Na sua carreira de mais de quatro décadas, a cantora lançou 14 álbuns, quase sempre dedicados ao «cancioneiro dos maiores compositores da bossa nova: Tom Jobim, João Gilberto e Vinicius de Morais», lembrava ontem a Folha de São Paulo.

Vivia a música não só nos palcos, mas também em casa: esteve casada com João Gilberto. Juntos, tiveram uma filha, Bebel Gilberto, que seguiu as pisadas dos pais. E era também maninha de Chico Buarque. 

Heloísa Maria Buarque de Holanda, de seu nome completo, nasceu no Rio de Janeiro a 30 novembro de 1947. Filha de Sérgio Buarque de Holanda, historiador e jornalista brasileiro, e de Maria Amélia Cesário Alvim, que foi pintora e também pianista, Miúcha e Chico têm outras duas irmãs, Ana de Hollanda e Cristina Buarque. A família mudou-se para São Paulo quando Miúcha tinha oito anos, e os coros musicais formados com os irmãos marcaram os tempos de meninice. 

Foi estudar para Paris com 23 anos, em 1960, acabando por se formar em História da Arte na École du Louvre. Mas o seu caminho profissional acabaria por ser trilhado entre as pautas e foi precisamente na Europa que deu os primeiros passos no mundo da música. Embora partilhassem a nacionalidade, a artista e João Gilberto foram apresentados pela cantora chilena Violeta Parra, que Miúcha conheceu em Itália. Depois do casamento, o casal foi morar para Nova Iorque, onde nasceu Bebel, sua única filha.

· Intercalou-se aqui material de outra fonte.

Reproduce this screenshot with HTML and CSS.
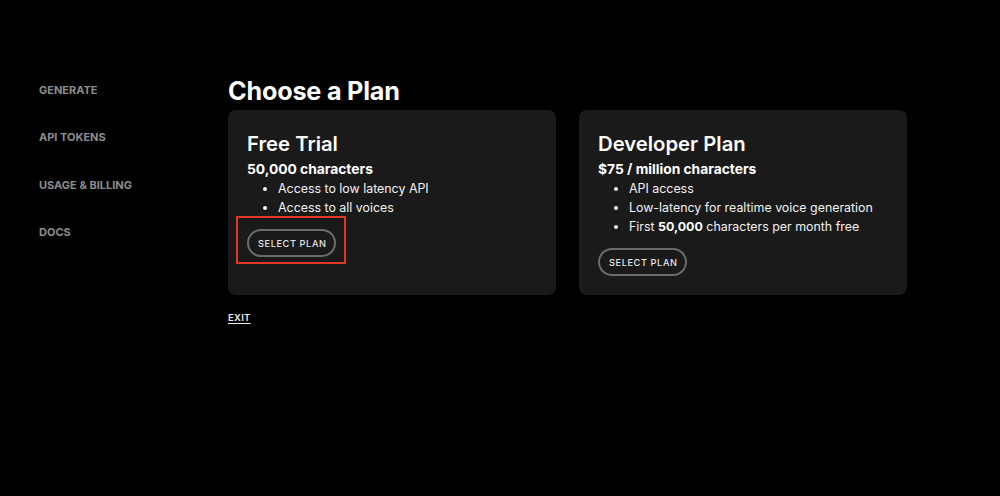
FILE: index.html
```html
<!DOCTYPE html>
<html>
<head>
<meta charset="utf-8">
<link rel="stylesheet" href="styles.css">
</head>
<body>
<div class="layout">
  <nav class="sidebar">
    <a class="nav-item">GENERATE</a>
    <a class="nav-item">API TOKENS</a>
    <a class="nav-item">USAGE &amp; BILLING</a>
    <a class="nav-item">DOCS</a>
  </nav>
  <main class="main">
    <h1 class="title">Choose a Plan</h1>
    <div class="plans">
      <section class="card">
        <h2 class="card-title">Free Trial</h2>
        <div class="price">50,000 characters</div>
        <ul class="features">
          <li>Access to low latency API</li>
          <li>Access to all voices</li>
        </ul>
        <div class="btn-wrap">
          <button class="btn">SELECT PLAN</button>
          <span class="highlight"></span>
        </div>
      </section>
      <section class="card">
        <h2 class="card-title">Developer Plan</h2>
        <div class="price">$75 / million characters</div>
        <ul class="features">
          <li>API access</li>
          <li>Low-latency for realtime voice generation</li>
          <li>First <b>50,000</b> characters per month free</li>
        </ul>
        <div class="btn-wrap">
          <button class="btn">SELECT PLAN</button>
        </div>
      </section>
    </div>
    <a class="exit">EXIT</a>
  </main>
</div>
</body>
</html>
```
FILE: styles.css
```css
html, body {
  margin: 0;
  padding: 0;
  background: #000;
  color: #fff;
  font-family: Inter, "Noto Sans", sans-serif;
}
.layout {
  display: flex;
  height: 496px;
}
.sidebar {
  width: 189px;
  padding-left: 39px;
  padding-top: 83px;
  display: flex;
  flex-direction: column;
  gap: 33.3px;
}
.nav-item {
  font-size: 11px;
  font-weight: 700;
  color: #8c8c8c;
  line-height: 14px;
}
.main {
  display: flex;
  flex-direction: column;
  align-items: flex-start;
  padding-top: 76px;
}
.title {
  margin: 0;
  font-size: 25.2px;
  font-weight: 700;
  line-height: 31px;
  letter-spacing: -0.2px;
  margin-bottom: 3px;
}
.plans {
  display: flex;
  gap: 23px;
}
.card {
  width: 290px;
  height: 147px;
  background: #1a1a1a;
  border-radius: 8px;
  padding: 20px 19px 18px;
  display: flex;
  flex-direction: column;
  align-items: flex-start;
}
.card-title {
  margin: 0;
  font-size: 20.3px;
  font-weight: 600;
  line-height: 28px;
}
.price {
  font-size: 13.8px;
  font-weight: 700;
  line-height: 19px;
  margin-top: 2px;
}
.features {
  margin: 0;
  padding-left: 31px;
  font-size: 12.4px;
  line-height: 19px;
  color: #f2f2f2;
}
.features b {
  font-weight: 700;
  color: #fff;
}
.btn-wrap {
  position: relative;
  margin-top: 12px;
}
.btn {
  display: block;
  height: 28px;
  padding: 0 9px;
  background: transparent;
  border: 2px solid #6b6b6b;
  border-radius: 14px;
  color: #e6e6e6;
  font-family: Inter, "Noto Sans", sans-serif;
  font-size: 9.2px;
  font-weight: 500;
  letter-spacing: 0.6px;
  white-space: nowrap;
  width: 89px;
}
.highlight {
  position: absolute;
  left: -11px;
  top: -13px;
  width: 106px;
  height: 44px;
  border: 2px solid #e0391f;
  pointer-events: none;
}
.exit {
  margin-top: 17px;
  font-size: 9.5px;
  font-weight: 600;
  color: #f0f0f0;
  text-decoration: underline;
  text-underline-offset: 2px;
  letter-spacing: 0.3px;
}
```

 Foi já em 1975 que gravou pela primeira vez, profissionalmente, como cantora. A estreia aconteceu no disco The Best of Two Worlds, ao lado de João Gilberto e de Stan Getz. 

Nunca mais parou. Dois anos depois torna-se parceira musical de Tom Jobim, que com ela gravou dois discos, em 1977 e 1979. E foi um dos nomes – juntamente com Vinicius de Moraes, novamente Tom e Toquinho – do espetáculo organizado por Aloysio de Oliveira que, depois de estar em cena durante um ano, esteve em tournée na América do Sul e na Europa e ainda resultou no disco Tom, Vinícius, Toquinho e Miúcha (1977), gravado ao vivo no mítico Canecão, no Rio de Janeiro. O seu último álbum – Miúcha com Vinícius/Tom/João foi gravado há uma década. E apesar de ter ficado conhecida como

cantora, também compôs temas como Triste Alegria (1979), Todo Amor (1980) e No Carnaval de Olinda.

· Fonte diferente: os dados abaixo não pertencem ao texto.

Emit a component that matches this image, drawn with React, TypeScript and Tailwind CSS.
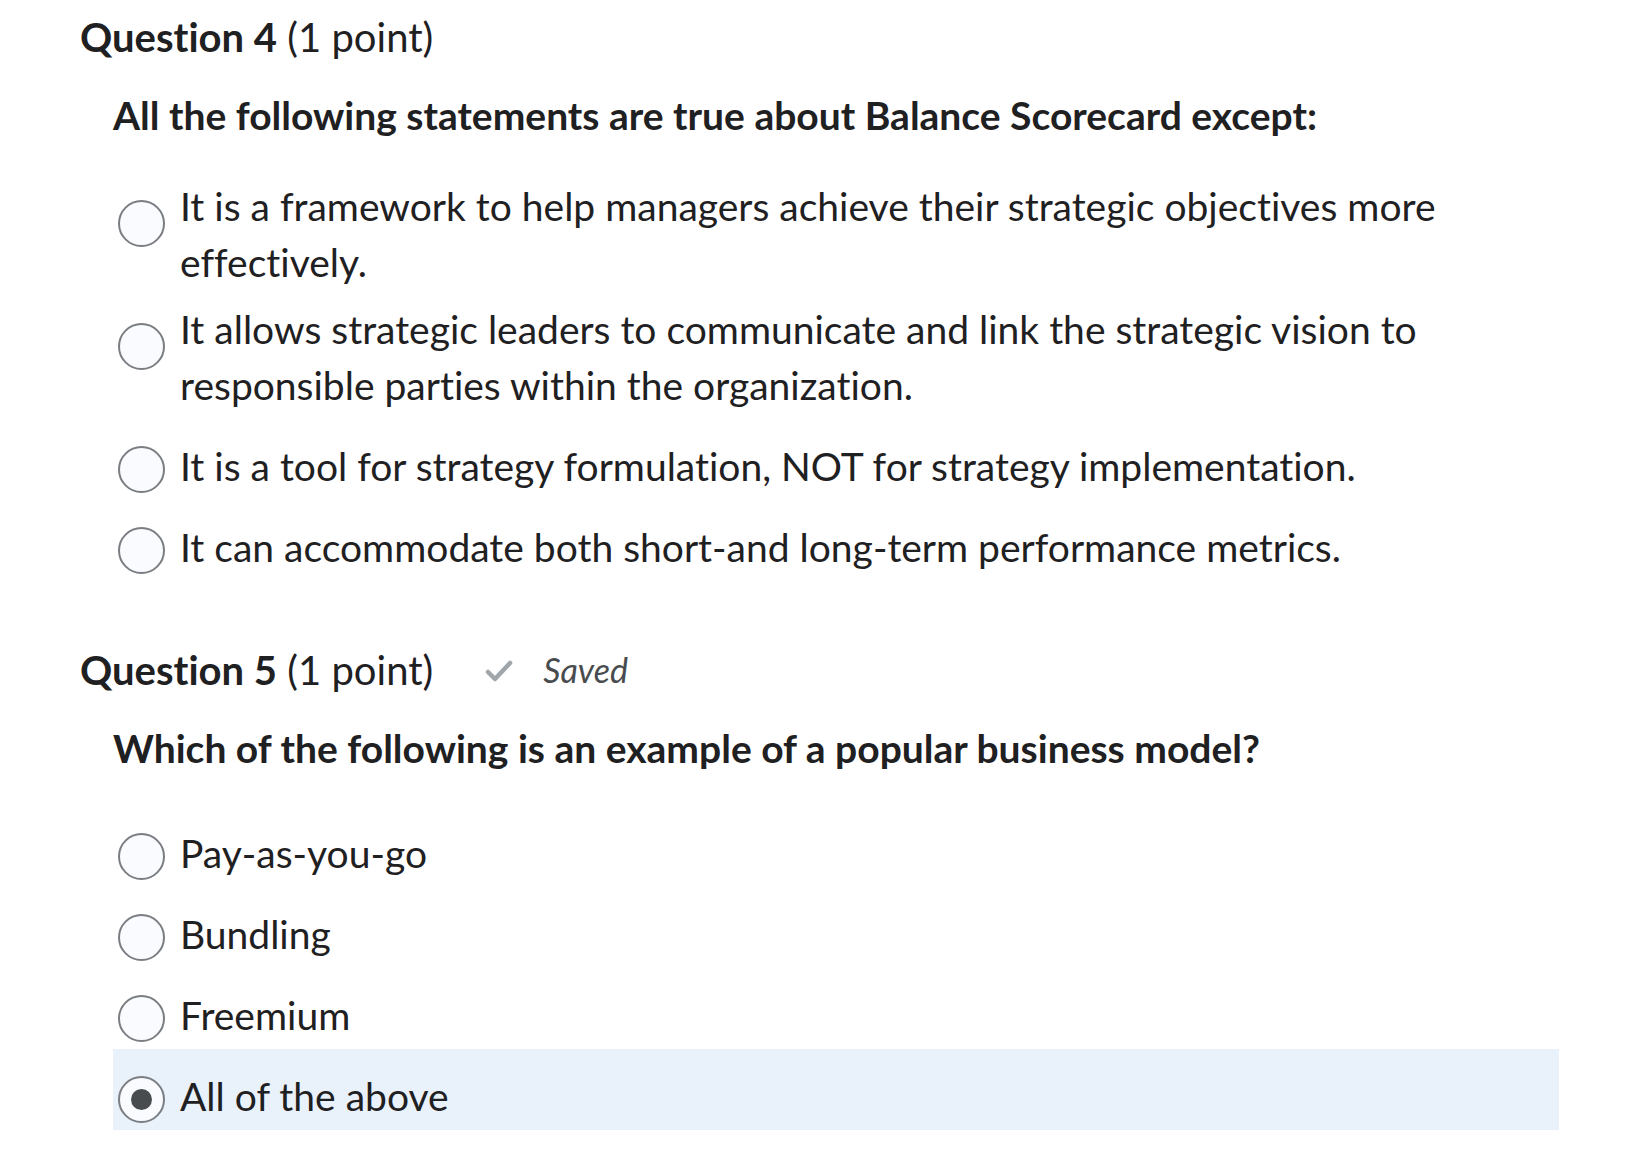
import React from "react";

type Opt = { text: string; multi?: boolean; selected?: boolean };

function Radio({ selected, multi }: { selected?: boolean; multi?: boolean }) {
  return (
    <div
      className={`shrink-0 w-[47px] h-[47px] rounded-full border-2 border-[#7a7e82] bg-[#f9fbff] flex items-center justify-center ${
        multi ? "mt-[22px]" : "mt-[8px]"
      }`}
    >
      {selected && <div className="w-[21px] h-[21px] rounded-full bg-[#494c4e]" />}
    </div>
  );
}

function Row({ o }: { o: Opt }) {
  return (
    <div
      className={`flex items-start pl-[5px] pb-[6px] ${o.multi ? "pt-[5px]" : "pt-[19px]"} ${
        o.selected ? "bg-[#e9f1fb]" : ""
      }`}
    >
      <Radio selected={o.selected} multi={o.multi} />
      <div className="ml-[15px] text-[39px] leading-[56px]">{o.text}</div>
    </div>
  );
}

function Check() {
  return (
    <svg width="28" height="24" viewBox="0 0 28 24" className="mt-[2px]">
      <polyline
        points="3,13 10,20 25,4"
        fill="none"
        stroke="#a0a6aa"
        strokeWidth="4.5"
        strokeLinecap="round"
        strokeLinejoin="round"
      />
    </svg>
  );
}

export default function App() {
  const q4: Opt[] = [
    { text: "It is a framework to help managers achieve their strategic objectives more effectively.", multi: true },
    {
      text: "It allows strategic leaders to communicate and link the strategic vision to responsible parties within the organization.",
      multi: true,
    },
    { text: "It is a tool for strategy formulation, NOT for strategy implementation." },
    { text: "It can accommodate both short-and long-term performance metrics." },
  ];
  const q5: Opt[] = [
    { text: "Pay-as-you-go" },
    { text: "Bundling" },
    { text: "Freemium" },
    { text: "All of the above", selected: true },
  ];
  return (
    <div className="min-h-[1175px] bg-white text-[#1f2022] font-['Lato',sans-serif] [font-variant-ligatures:none]">
      <div className="pl-[80px] pt-[14px]">
        <h2 className="text-[40px] leading-[46px]">
          <span className="font-bold">Question 4</span> <span>(1 point)</span>
        </h2>
        <div className="pl-[33px]">
          <p className="mt-[32px] font-bold text-[39px] leading-[46px]">
            All the following statements are true about Balance Scorecard except:
          </p>
          <div className="mt-[35px] w-[1446px]">
            {q4.map((o, i) => (
              <Row key={i} o={o} />
            ))}
          </div>
        </div>

        <div className="mt-[66px] flex items-center">
          <h2 className="text-[40px] leading-[46px]">
            <span className="font-bold">Question 5</span> <span>(1 point)</span>
          </h2>
          <div className="ml-[52px]">
            <Check />
          </div>
          <span className="ml-[30px] italic text-[34px] leading-[46px] text-[#494c4e]">Saved</span>
        </div>
        <div className="pl-[33px]">
          <p className="mt-[32px] font-bold text-[39px] leading-[46px]">
            Which of the following is an example of a popular business model?
          </p>
          <div className="mt-[35px] w-[1446px]">
            {q5.map((o, i) => (
              <Row key={i} o={o} />
            ))}
          </div>
        </div>
      </div>
    </div>
  );
}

Toquinho é o único dos cantores do espetáculo de 77 no Canecão que continua vivo, como notou o próprio ao Globo, a propósito da perda da amiga. «Miúcha era uma pessoa muito musical, tão querida, que conhecia há mais de 50 anos.

Começámos nossa carreira juntos. É uma grande perda pela sua sensibilidade, musicalidade e sua visão generosa em relação à música. Além de ser um grande ser humano. É mais uma pessoa ligada a gente que vai embora na música brasileira. Agora, daqueles shows, só restou eu. Essa sensação é muito ruim, você vai ficando muito sozinho nas suas memórias, e isso é inevitável».